Cresci com o mito de que os jovens não se interessam por política. Estavam, alegadamente, demasiado absortos pelas banalidades do quotidiano, as efemeridades que se sucedem umas às outras sem real importância significativa.
Isto não me tem parecido mais longe da verdade. Se é verdade que a desacreditação da mudança positiva através da política tem sido um fenómeno transversal na sociedade, também é verdade que têm sido os jovens cada vez mais a protagonizar as grandes causas do futuro criando movimentos sociais ( Fridays for Future, Black lives matter, etc), formando associações, juntando-se a partidos. Temo-nos recusado sistematicamente a abrir mão de nos pronunciarmos sobre o nosso futuro, de inverter o sentido da mudança de um mundo que se move a uma velocidade cada vez mais alucinante.

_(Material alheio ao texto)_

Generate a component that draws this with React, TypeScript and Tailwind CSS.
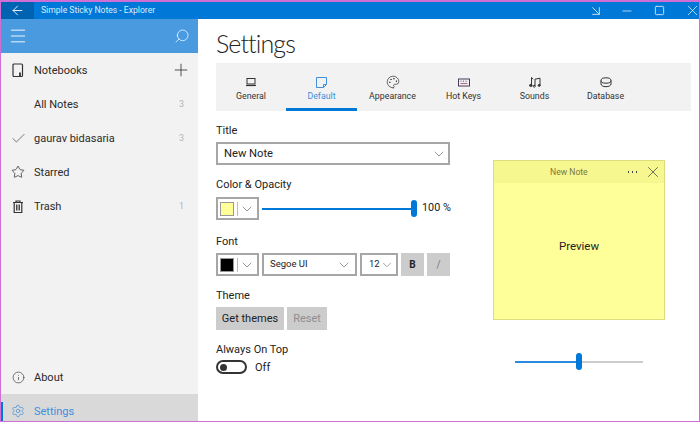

Talvez isso tenha acontecido porque sabemos, enquanto jovens, os desafios que temos pela frente. A vida tradicional que esperava os nossos pais como uma sucessão lógica de caminho imbuído no tecido social- o “sucesso” de ascensão no mundo capitalista cada vez mais se afasta do nosso horizonte.
A centralidade do trabalho na vida das sociedades contemporâneas revela como este será uma questão fulcral das nossas existências, do nosso futuro. Além de sabermos que o ensino universitário ( que se tem vindo a elitizar crescentemente) já não é garantia de entrada segura no mundo profissional, temos assistido a uma reconfiguração deste novo universo, dando novas caras à precariedade- rostos e histórias que se assemelham assustadoramente às nossas.

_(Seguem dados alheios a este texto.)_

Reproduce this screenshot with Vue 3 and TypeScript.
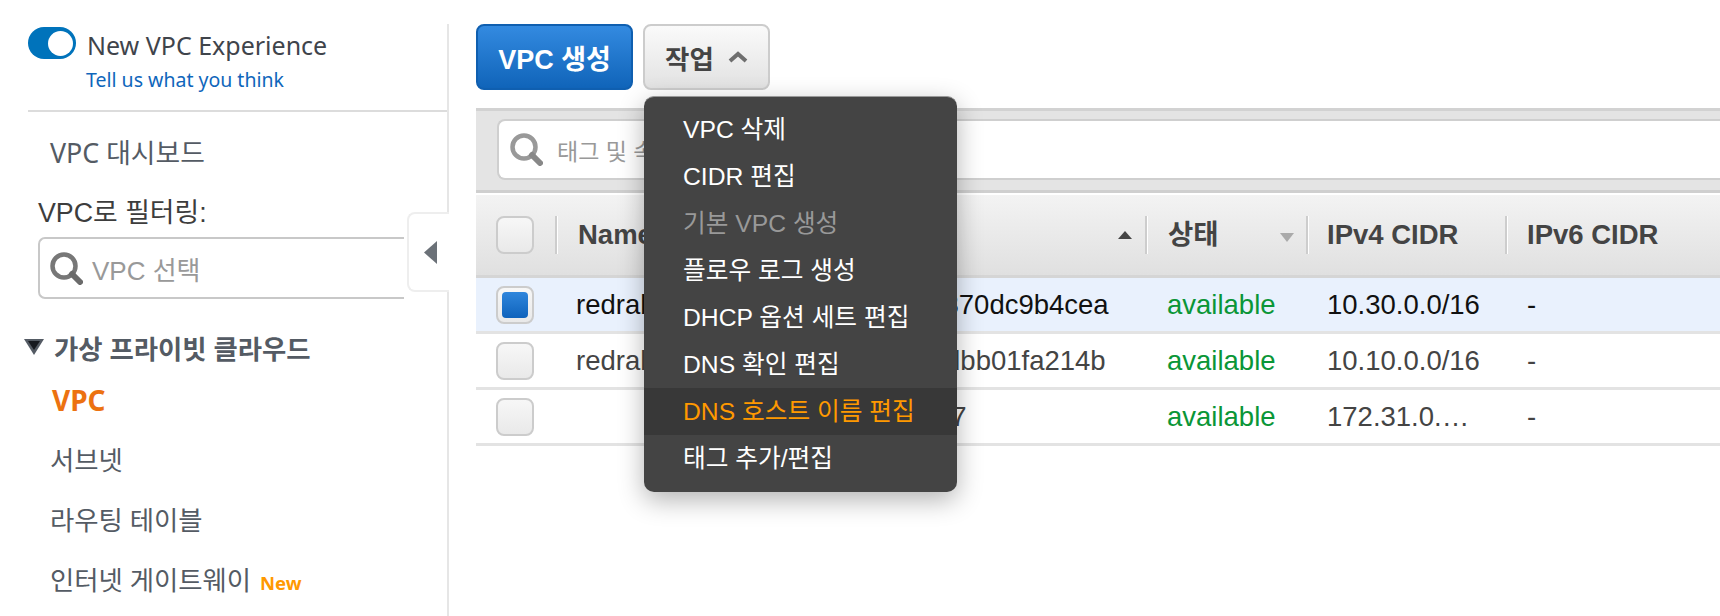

Temos assistido à generalização da precarização do trabalho e à individualização das relações laborais (o mundo digital tem desformatado as relações de forma sem precedentes), o que tem inevitavelmente acantonado os jovens em mercados de trabalho caracterizados por empregos precários, salários baixos e escassas oportunidades de construção de percursos profissionais estáveis.
A ansiedade causada pelas perspetivas da nossa inserção no mercado de trabalho são exponenciadas pelos problemas da crise da habitação, pela consciência coletiva do caos climático que assolam as nossas sociedades, tal como pelo modo como a vida moderna e a inovação tecnológica tem potenciado problemas de saúde mental, consequência também da teia opressiva que compõe o “capitalismo de vigilância” ( termo usado e popularizado pela acadêmica Shoshana Zuboff que denota um novo género de capitalismo que monetiza dados adquiridos por vigilância).[1]

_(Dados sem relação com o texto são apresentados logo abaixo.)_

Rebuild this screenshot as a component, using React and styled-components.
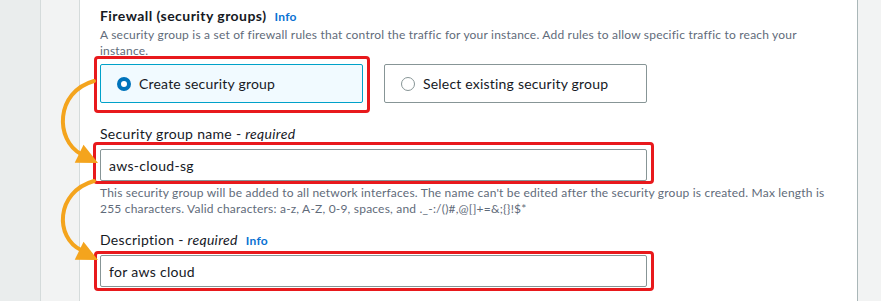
import React from 'react';
import styled, {createGlobalStyle} from 'styled-components';

const GlobalStyle = createGlobalStyle`
    html, body { margin: 0; padding: 0; background: #ffffff; }
    body { font-family: Lato, "Liberation Sans", Arial, sans-serif; color: #16191f; letter-spacing: 0.2px; }
    * { box-sizing: border-box; }
`;

const Page = styled.div`
    position: relative;
    display: flex;
    width: 881px;
    height: 301px;
    overflow: hidden;
`;

const Rail = styled.div`
    flex: 0 0 ${p => p.w}px;
    background: ${p => p.bg};
    border-left: ${p => p.borderLeft || 'none'};
    border-right: ${p => p.borderRight || 'none'};
`;

const Panel = styled.div`
    flex: 1;
    background: #ffffff;
    padding: 6px 20px 0 20px;
`;

const Title = styled.h3`
    margin: 0;
    font-size: 14px;
    line-height: 20px;
    font-weight: 700;
    letter-spacing: 0.45px;
    color: #16191f;
`;

const InfoLink = styled.span`
    margin-left: 8px;
    font-size: 12px;
    font-weight: 700;
    letter-spacing: 0.3px;
    color: #0972d3;
`;

const Desc = styled.p`
    margin: ${p => p.mt || 0}px 0 0 0;
    font-size: 12px;
    line-height: 16px;
    color: #5f6b7a;
`;

const Form = styled.div`
    width: 547px;
`;

const TileGrid = styled.div`
    display: grid;
    grid-template-columns: 263px 263px;
    column-gap: 21px;
    margin-top: 5px;
`;

const Slot = styled.div`
    position: relative;
`;

const Tile = styled.div`
    display: flex;
    align-items: center;
    gap: 8px;
    height: 39px;
    padding: 0 16px;
    border: 1px solid ${p => (p.selected ? '#00a1c9' : '#879596')};
    border-radius: 2px;
    background: ${p => (p.selected ? '#f1faff' : '#ffffff')};
    font-size: 14px;
    letter-spacing: 0.2px;
    color: #16191f;
`;

const Radio = styled.span`
    flex: 0 0 14px;
    width: 14px;
    height: 14px;
    border-radius: 50%;
    background: #ffffff;
    border: ${p => (p.checked ? '4px solid #0073bb' : '1.5px solid #879596')};
`;

const Field = styled.div`
    margin-top: ${p => p.mt}px;
`;

const Label = styled.div`
    font-size: 14px;
    line-height: 20px;
    letter-spacing: 0.3px;
    color: #16191f;
    margin-bottom: ${p => p.mb}px;
    em { font-style: italic; }
`;

const Input = styled.div`
    display: flex;
    align-items: center;
    height: 32px;
    padding: 0 8px;
    border: 1px solid #879596;
    border-radius: 2px;
    font-size: 14px;
    letter-spacing: 0.3px;
    color: #16191f;
`;

const Highlight = styled.div`
    position: absolute;
    top: ${p => p.t}px;
    left: ${p => p.l}px;
    right: ${p => p.r}px;
    bottom: ${p => p.b}px;
    border: 3px solid #e8191c;
    border-radius: 4px;
    pointer-events: none;
`;

const Arrows = styled.svg`
    position: absolute;
    left: 0;
    top: 0;
    pointer-events: none;
`;

const arrowHead = (tx, ty, dx, dy, len, half) => {
    const n = Math.hypot(dx, dy);
    const ux = dx / n, uy = dy / n;
    const bx = tx - ux * len, by = ty - uy * len;
    return `${tx},${ty} ${bx - uy * half},${by + ux * half} ${bx + uy * half},${by - ux * half}`;
};

const App = () => {
    return (
        <Page>
            <GlobalStyle/>
            <Rail w={41} bg="#eaeded" borderRight="1px solid #d5dbdb"/>
            <Rail w={39} bg="#f2f3f3" borderRight="1px solid #d5dbdb"/>
            <Panel>
                <Title>Firewall (security groups)<InfoLink>Info</InfoLink></Title>
                <Desc>
                    A security group is a set of firewall rules that control the traffic for your instance. Add rules to allow specific traffic to reach your instance.
                </Desc>
                <Form>
                    <TileGrid>
                        <Slot>
                            <Tile selected>
                                <Radio checked/>
                                Create security group
                            </Tile>
                            <Highlight t={-8} l={-6} r={-7} b={-10}/>
                        </Slot>
                        <Tile>
                            <Radio/>
                            Select existing security group
                        </Tile>
                    </TileGrid>
                    <Field mt={21}>
                        <Label mb={5}>Security group name - <em>required</em></Label>
                        <Slot>
                            <Input>aws-cloud-sg</Input>
                            <Highlight t={-7} l={-7} r={-7} b={-3}/>
                        </Slot>
                    </Field>
                </Form>
                <Desc mt={4}>
                    This security group will be added to all network interfaces. The name can't be edited after the security group is created. Max length is 255 characters. Valid characters: a-z, A-Z, 0-9, spaces, and ._-:/()#,@[]+=&amp;;{'{}'}!$*
                </Desc>
                <Form>
                    <Field mt={13}>
                        <Label mb={4}>Description - <em>required</em><InfoLink>Info</InfoLink></Label>
                        <Slot>
                            <Input>for aws cloud</Input>
                            <Highlight t={-4} l={-6} r={-7} b={-4}/>
                        </Slot>
                    </Field>
                </Form>
            </Panel>
            <Rail w={24} bg="#f2f3f3" borderLeft="1px solid #aab7b8"/>
            <Arrows width="881" height="301" viewBox="0 0 881 301">
                <path d="M 94 81 C 55 92, 55 140, 81 154" fill="none" stroke="#f4a41d" strokeWidth="4" strokeLinecap="round"/>
                <polygon points={arrowHead(98, 163, 0.9, 0.44, 21, 10)} fill="#f4a41d"/>
                <path d="M 94 181 C 55 192, 55 238, 81 250" fill="none" stroke="#f4a41d" strokeWidth="4" strokeLinecap="round"/>
                <polygon points={arrowHead(98, 260, 0.9, 0.44, 21, 10)} fill="#f4a41d"/>
            </Arrows>
        </Page>
    );
};

export default App;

Não escolhemos enfrentar e viver um conjunto de crises que moldou o nosso presente: a social, a climática, a económica e, mais recentemente, a pandémica. No entanto, todas estas crises são oriundas do mesmo sistema que somente se tem vindo a fortalecer com estes fenómenos e a demonstrar como está a funcionar melhor do que nunca. A pandemia veio reforçar a desigualdade social- num período de devastação económica e social, a riqueza e o número de bilionários tem apenas crescido, tornando-se evidente as assimetrias que compõem a nossa rede sócio-económica.
Talvez por todos estes motivos tenhamos entendido que não nos podemos abster de tomar a política pelas nossas próprias mãos e ter um papel ativo na organização social do mundo que nos rodeia- sem dúvida, uma forma de o reorganizar, de lhe dar sentido. A transformação social nunca aconteceu a partir de um grupo de pessoas iradas com o estado das coisas- sempre foi preciso que elas se unissem, organizassem, disputassem com a sociedade a natureza dos seus problemas.
Chegámos ao ponto de findar a “política dos grandes” e a “política dos pequenos”. Nunca fez mais falta que pessoas de todas as gerações, de múltiplos contextos, se unissem em torno duma mesa para discutir os problemas que são transversais a todas nós. E, a partir daí, mudar o mundo.
[1] Greene, Jay, and Nitasha Tiku. “The Pandemic’s Billionaire Boom.” The Seattle Times, The Seattle Times Company, 15 Mar. 2021, www.seattletimes.com/business/the-pandemics-billionaire-boom/.